> [STORED RECORDS]:
──────
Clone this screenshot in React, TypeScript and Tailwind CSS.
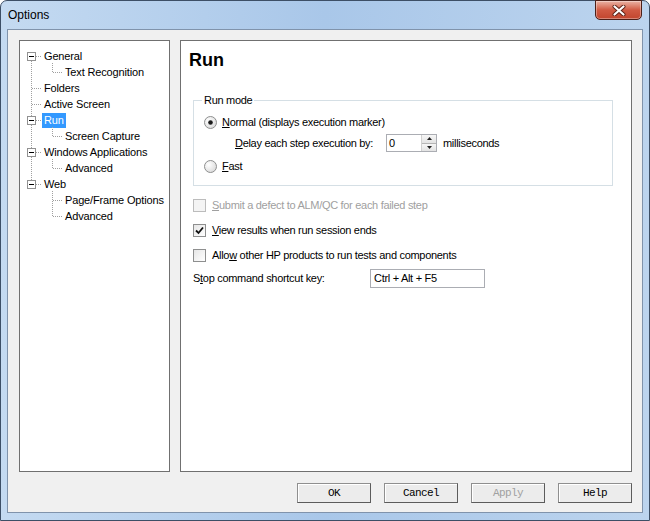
──────
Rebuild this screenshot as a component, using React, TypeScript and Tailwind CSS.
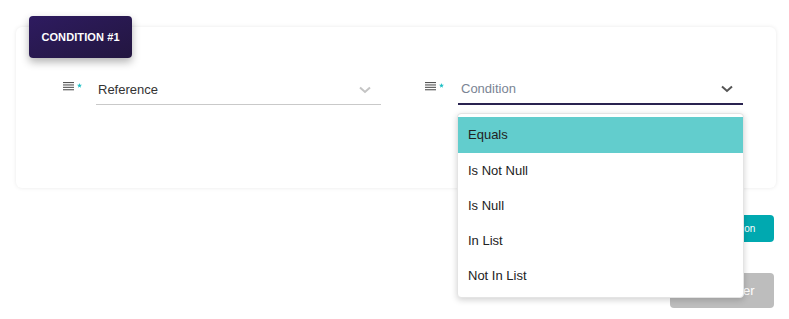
──────
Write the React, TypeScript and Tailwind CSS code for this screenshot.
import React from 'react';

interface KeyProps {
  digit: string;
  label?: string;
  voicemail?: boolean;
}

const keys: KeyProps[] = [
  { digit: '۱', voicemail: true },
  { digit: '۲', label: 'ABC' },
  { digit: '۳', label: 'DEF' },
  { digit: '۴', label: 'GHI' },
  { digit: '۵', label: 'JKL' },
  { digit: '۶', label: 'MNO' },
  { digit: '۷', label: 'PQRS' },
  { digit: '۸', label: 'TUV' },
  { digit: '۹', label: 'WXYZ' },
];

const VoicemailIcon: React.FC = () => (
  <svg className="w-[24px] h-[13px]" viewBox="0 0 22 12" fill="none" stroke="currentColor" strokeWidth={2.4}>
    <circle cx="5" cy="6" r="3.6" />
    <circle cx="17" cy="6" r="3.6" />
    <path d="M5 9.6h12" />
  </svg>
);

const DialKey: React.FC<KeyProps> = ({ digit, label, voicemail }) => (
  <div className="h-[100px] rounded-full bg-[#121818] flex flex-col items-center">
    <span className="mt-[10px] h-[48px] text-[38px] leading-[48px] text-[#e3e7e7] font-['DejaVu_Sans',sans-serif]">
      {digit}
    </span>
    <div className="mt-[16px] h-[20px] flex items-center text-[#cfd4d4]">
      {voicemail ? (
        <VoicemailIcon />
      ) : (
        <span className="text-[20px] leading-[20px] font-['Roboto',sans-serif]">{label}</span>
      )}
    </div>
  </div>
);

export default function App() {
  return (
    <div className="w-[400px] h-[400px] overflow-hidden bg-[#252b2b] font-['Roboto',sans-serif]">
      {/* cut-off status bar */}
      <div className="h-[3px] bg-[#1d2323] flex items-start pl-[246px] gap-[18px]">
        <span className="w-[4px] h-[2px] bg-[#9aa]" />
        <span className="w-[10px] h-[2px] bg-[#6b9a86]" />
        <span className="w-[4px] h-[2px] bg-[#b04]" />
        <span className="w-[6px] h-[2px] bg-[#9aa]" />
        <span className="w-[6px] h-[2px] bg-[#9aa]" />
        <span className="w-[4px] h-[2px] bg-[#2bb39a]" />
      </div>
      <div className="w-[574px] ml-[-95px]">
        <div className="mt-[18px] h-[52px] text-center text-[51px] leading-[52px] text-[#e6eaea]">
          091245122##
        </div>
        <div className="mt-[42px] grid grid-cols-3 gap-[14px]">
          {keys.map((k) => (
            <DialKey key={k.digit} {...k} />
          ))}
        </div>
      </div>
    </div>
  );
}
──────
> [EXERCISE GOAL]:
Identify all lines in the records above with the word "this".

> [OUTPUT OF THE TASK]:
Clone this screenshot in React, TypeScript and Tailwind CSS.
Rebuild this screenshot as a component, using React, TypeScript and Tailwind CSS.
Write the React, TypeScript and Tailwind CSS code for this screenshot.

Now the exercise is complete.